The most anticipated vocal show in town (besides SF Opera's Doctor Atomic) is tonight's much-heralded return of Cecilia Bartoli to UC Berkeley's Zellerbach Hall. Now at the height of her powers, the glorious mezzo joins the Zurich Orchestra la Scintilla for a Cal Performances romp through impossibly difficult baroque repertoire from the first decade of the 18th century. Judging from her recent Decca release, Opera Probita, this could be her finest and most technically awesome Berkeley recital to date. $50-$250, 7 p.m. 510-642-9988. (Jason Victor Serinus)


Out of Los Angeles' self-important Silver Lake scene comes a band that actually is important. Dengue Fever represents a revival of the Cambodian pop-rock that nearly died out during Pol Pot's catastrophic regime, and while the surf licks and exotica rhythms threaten kitsch, the beautiful vocals and presence of Cambodian native Chhom Nimol see that it never arrives. The quintet plays with Brooklyn's Parts and Labour Friday at Oakland's LoBot Gallery. Doors open at 8:30 p.m. $5-$10 donation. 510-282-2622 or (Andrew Marcus)

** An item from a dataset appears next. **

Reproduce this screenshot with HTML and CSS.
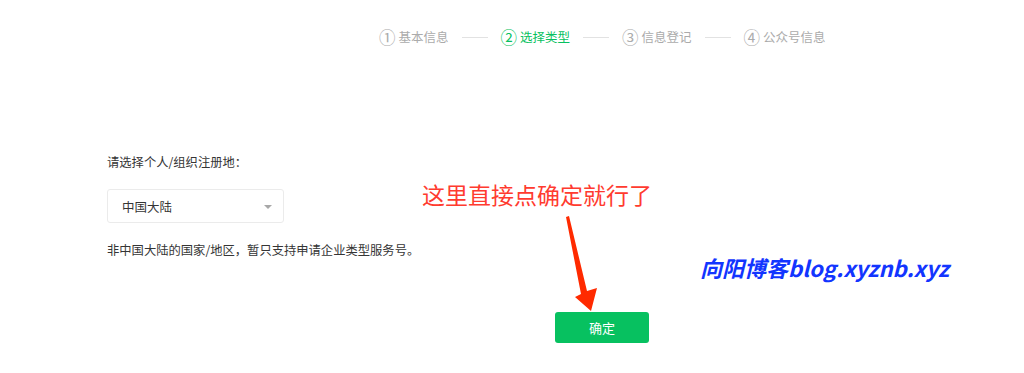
FILE: index.html
```html
<!DOCTYPE html>
<html lang="zh">
<head>
<meta charset="utf-8">
<link rel="stylesheet" href="styles.css">
</head>
<body>
<div class="page">
  <div class="steps">
    <div class="step"><span class="num">①</span><span>基本信息</span></div>
    <div class="line"></div>
    <div class="step active"><span class="num">②</span><span>选择类型</span></div>
    <div class="line"></div>
    <div class="step"><span class="num">③</span><span>信息登记</span></div>
    <div class="line"></div>
    <div class="step"><span class="num">④</span><span>公众号信息</span></div>
  </div>

  <div class="form">
    <div class="label">请选择个人/组织注册地：</div>
    <div class="select">
      <span>中国大陆</span>
      <span class="caret"></span>
    </div>
    <div class="note">非中国大陆的国家/地区，暂只支持申请企业类型服务号。</div>
  </div>

  <div class="actions">
    <button class="btn">确定</button>
  </div>

  <div class="anno-red">这里直接点确定就行了</div>
  <div class="anno-blue">向阳博客blog.xyznb.xyz</div>
  <svg class="arrow" width="1024" height="373" viewBox="0 0 1024 373">
    <polygon points="566,217 569,216 587,291 597,288 591,311 575,297 581,294" fill="#ff2a00"/>
  </svg>
</div>
</body>
</html>
```

FILE: styles.css
```css
* { box-sizing: border-box; }
html, body {
  margin: 0;
  padding: 0;
  background: #ffffff;
}
body {
  font-family: "Noto Sans CJK SC", "Noto Sans", sans-serif;
  color: #353535;
}
.page {
  position: relative;
  width: 1024px;
  height: 373px;
  overflow: hidden;
}
.steps {
  display: flex;
  align-items: center;
  gap: 13px;
  padding-top: 27px;
  padding-left: 379px;
  height: 47px;
  font-size: 12.5px;
  color: #ababab;
}
.step {
  display: flex;
  align-items: center;
  gap: 3px;
  line-height: 20px;
}
.step .num {
  font-size: 16.5px;
  line-height: 20px;
}
.step.active { color: #07c160; }
.line {
  width: 26px;
  height: 1px;
  background: #e2e2e2;
}
.form {
  padding-left: 107px;
  padding-top: 106px;
}
.label {
  font-size: 12.3px;
  line-height: 18px;
}
.select {
  margin-top: 18px;
  width: 177px;
  height: 34px;
  border: 1px solid #ebebeb;
  border-radius: 3px;
  display: flex;
  align-items: center;
  justify-content: space-between;
  padding: 0 11px 0 14px;
  font-size: 12.5px;
  color: #353535;
}
.caret {
  width: 0;
  height: 0;
  border-left: 4px solid transparent;
  border-right: 4px solid transparent;
  border-top: 4px solid #a8a8a8;
  margin-top: 1px;
}
.note {
  margin-top: 18px;
  font-size: 12.3px;
  line-height: 18px;
}
.actions {
  padding-left: 555px;
  padding-top: 53px;
}
.btn {
  width: 94px;
  height: 31px;
  border: 0;
  border-radius: 3px;
  background: #07c160;
  color: #ffffff;
  font-family: "Noto Sans CJK SC", sans-serif;
  font-size: 13px;
  padding: 0;
}
.anno-red {
  position: absolute;
  left: 422px;
  top: 178px;
  font-size: 23px;
  line-height: 32px;
  color: #ff3b2f;
}
.anno-blue {
  position: absolute;
  left: 700px;
  top: 252px;
  font-size: 22px;
  line-height: 30px;
  font-style: italic;
  font-weight: 700;
  color: #1235ff;
}
.arrow {
  position: absolute;
  left: 0;
  top: 0;
}
```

Adventurous Wu Tang Clan mastermind the RZA is a veritable Renaissance man: Already boasting such achievements as a kung-fu hip-hop movie inspired by Tchaikovsky's Peter and the Wolf and a book chronicling the philosophy of Wu Tang, RZA is now venturing into new, uncharted terrain. With the help of Mack Daddy Caddy -- an events-planning group that specializes in "golf-themed" activities -- RZA is bringing hip-hop to (gulp) an SF Mission District country club and golf course. Saturday's Community Tee Off hip-hop show also features Bay Area artists Wasaname an 'Em, Evil E, Rasco, Jennifer Johns, RasCue, Sake 1, Prolific, Kevvy Kev, Romanowski, and more. Running from 10 a.m. till sunset, the event takes place at the Urban Country Club at 10th and Mission streets -- part of the proceeds will benefit the New Orleans Boys and Girls Club. $15. (R.S.)